• **Set task**: Retype the opening lines of the data exactly, stopping after the line that contains "text-[60px] font-light leading-none". Skip every picture.

• **Data provided**:

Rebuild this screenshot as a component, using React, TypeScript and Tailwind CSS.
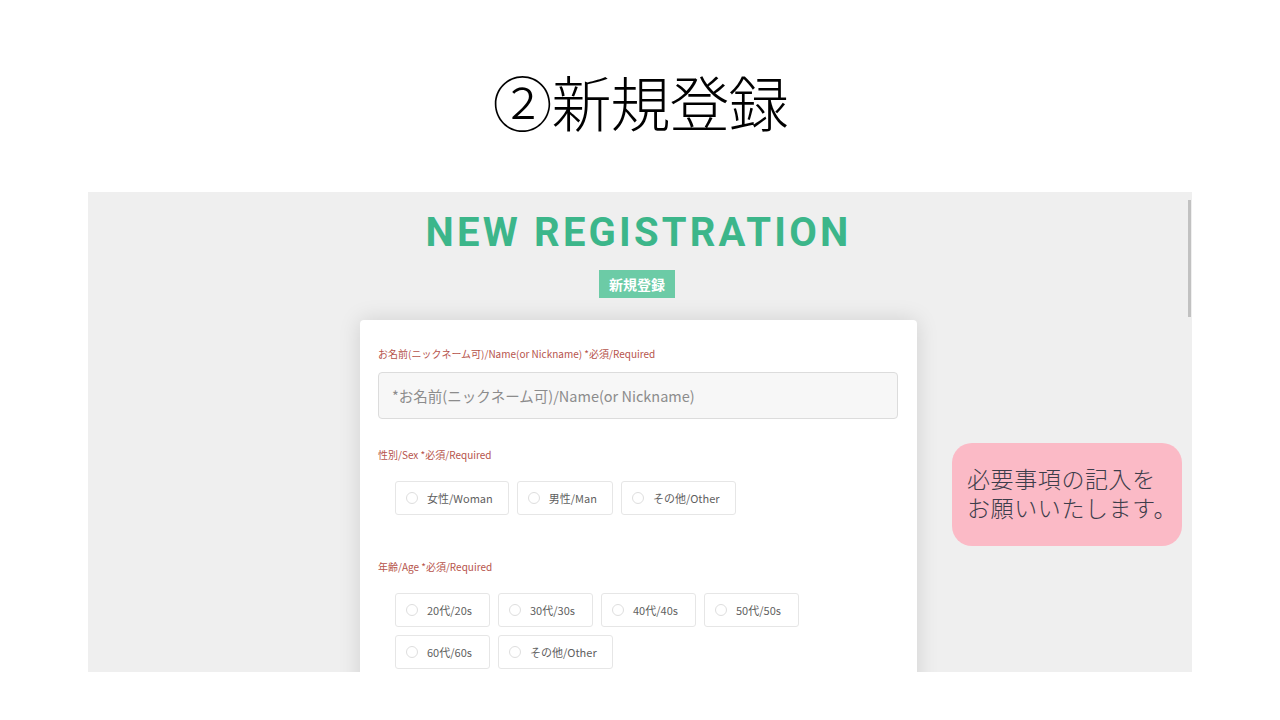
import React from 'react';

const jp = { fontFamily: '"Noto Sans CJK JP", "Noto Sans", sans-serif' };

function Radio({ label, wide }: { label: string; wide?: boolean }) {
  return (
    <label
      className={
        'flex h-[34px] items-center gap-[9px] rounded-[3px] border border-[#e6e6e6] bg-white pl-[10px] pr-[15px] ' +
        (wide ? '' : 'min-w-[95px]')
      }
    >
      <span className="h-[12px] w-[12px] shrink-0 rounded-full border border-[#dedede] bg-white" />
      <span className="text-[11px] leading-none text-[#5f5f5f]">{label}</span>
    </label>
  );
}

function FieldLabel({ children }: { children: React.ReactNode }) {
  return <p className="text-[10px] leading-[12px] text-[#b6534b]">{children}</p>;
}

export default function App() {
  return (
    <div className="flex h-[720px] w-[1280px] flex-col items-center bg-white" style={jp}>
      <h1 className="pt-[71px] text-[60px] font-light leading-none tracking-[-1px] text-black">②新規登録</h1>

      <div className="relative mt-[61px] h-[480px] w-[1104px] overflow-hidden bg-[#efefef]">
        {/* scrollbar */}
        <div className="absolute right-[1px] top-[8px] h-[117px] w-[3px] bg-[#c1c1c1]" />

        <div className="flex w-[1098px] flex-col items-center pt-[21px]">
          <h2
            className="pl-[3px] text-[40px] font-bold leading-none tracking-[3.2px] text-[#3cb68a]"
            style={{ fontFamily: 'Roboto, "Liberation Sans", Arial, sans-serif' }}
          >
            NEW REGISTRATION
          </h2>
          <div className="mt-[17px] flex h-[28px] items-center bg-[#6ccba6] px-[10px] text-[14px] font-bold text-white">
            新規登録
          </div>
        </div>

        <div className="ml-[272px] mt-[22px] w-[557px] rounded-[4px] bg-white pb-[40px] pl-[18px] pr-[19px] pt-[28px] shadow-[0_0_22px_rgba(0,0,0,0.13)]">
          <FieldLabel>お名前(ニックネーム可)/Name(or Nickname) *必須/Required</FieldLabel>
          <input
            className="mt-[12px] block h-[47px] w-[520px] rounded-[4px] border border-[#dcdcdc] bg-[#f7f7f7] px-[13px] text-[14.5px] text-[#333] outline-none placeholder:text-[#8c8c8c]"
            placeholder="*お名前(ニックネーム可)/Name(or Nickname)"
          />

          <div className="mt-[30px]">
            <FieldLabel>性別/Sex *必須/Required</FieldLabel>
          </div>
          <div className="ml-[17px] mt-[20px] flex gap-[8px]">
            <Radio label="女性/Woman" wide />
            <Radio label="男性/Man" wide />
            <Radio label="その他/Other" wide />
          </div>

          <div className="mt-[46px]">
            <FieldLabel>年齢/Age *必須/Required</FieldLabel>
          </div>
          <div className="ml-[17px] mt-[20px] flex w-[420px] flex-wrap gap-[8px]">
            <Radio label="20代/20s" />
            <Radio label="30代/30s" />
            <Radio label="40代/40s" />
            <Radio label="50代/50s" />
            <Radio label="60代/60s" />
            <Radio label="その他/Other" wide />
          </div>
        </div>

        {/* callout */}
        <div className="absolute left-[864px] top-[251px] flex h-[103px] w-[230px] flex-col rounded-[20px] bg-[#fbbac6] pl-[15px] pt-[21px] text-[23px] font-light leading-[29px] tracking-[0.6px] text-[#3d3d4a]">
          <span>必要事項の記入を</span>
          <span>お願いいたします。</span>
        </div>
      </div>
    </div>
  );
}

• **Correct response**:
Rebuild this screenshot as a component, using React, TypeScript and Tailwind CSS.
import React from 'react';

const jp = { fontFamily: '"Noto Sans CJK JP", "Noto Sans", sans-serif' };

function Radio({ label, wide }: { label: string; wide?: boolean }) {
  return (
    <label
      className={
        'flex h-[34px] items-center gap-[9px] rounded-[3px] border border-[#e6e6e6] bg-white pl-[10px] pr-[15px] ' +
        (wide ? '' : 'min-w-[95px]')
      }
    >
      <span className="h-[12px] w-[12px] shrink-0 rounded-full border border-[#dedede] bg-white" />
      <span className="text-[11px] leading-none text-[#5f5f5f]">{label}</span>
    </label>
  );
}

function FieldLabel({ children }: { children: React.ReactNode }) {
  return <p className="text-[10px] leading-[12px] text-[#b6534b]">{children}</p>;
}

export default function App() {
  return (
    <div className="flex h-[720px] w-[1280px] flex-col items-center bg-white" style={jp}>
      <h1 className="pt-[71px] text-[60px] font-light leading-none tracking-[-1px] text-black">②新規登録</h1>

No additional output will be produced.